Which brings me to the point - I was talking to a member of the church who brought something to my attention, which reminded me of the Fly-In. They let me know their own feelings and thoughts about the wonderful uniqueness of First Pres Marion. This member listed several things that the church does not do (because it isn't the church's personality) but several things that the church does (by declaration and instinct) and is going to do in the future (by planning and moving forward in faith). Most importantly, the member was very clear about who the church was, who the church followed, and who the church was here to serve.
The church, in this area, is unique - because it doesn't seek to condemn or make members conform, which sadly, requires the people to study, think and share wisdom, which is much harder than just being told what to do and what not to do. Simply, it requires more work, but returns more love, which sets it apart from many other churches. It may not ever be the largest church in the county, but it is a place where, if you miss a couple consecutive Sundays, people are going to wonder and after the third, they're probably going to start calling. It is a church where you may see expensive-looking vehicles in the parking lot, but I can assure you that at least one has a salvage title. We have golfers, bikers... I think you get the point.

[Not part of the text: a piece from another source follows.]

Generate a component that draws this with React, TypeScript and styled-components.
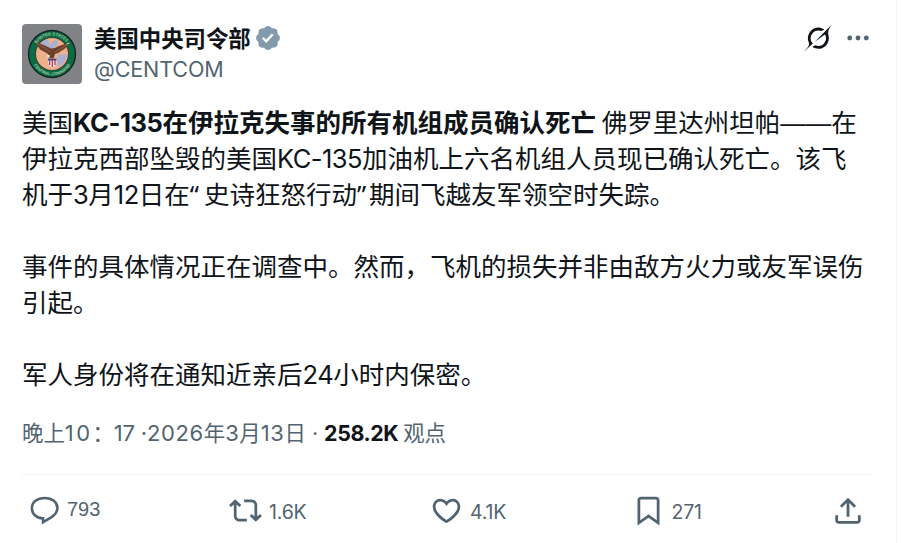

The glory of God is present through the people who minister through 79 Academy Street (or in their homes) because we don't follow fads, but continually seek to return to old and seek new ways of serving the people of this community. And let everyone know, if you come from the north or the south, from the east or the west, or even drop in from the sky - you are welcome at the communion table to share with all who confess the Lord as their Savior.
May God bless you - Rob
* Remember that this week, my family and I will be enjoying our annual vacation with family on the Florida coast. My phone will be in a backpack from April 30 until May 9, when we celebrate Mother's Day and communion together.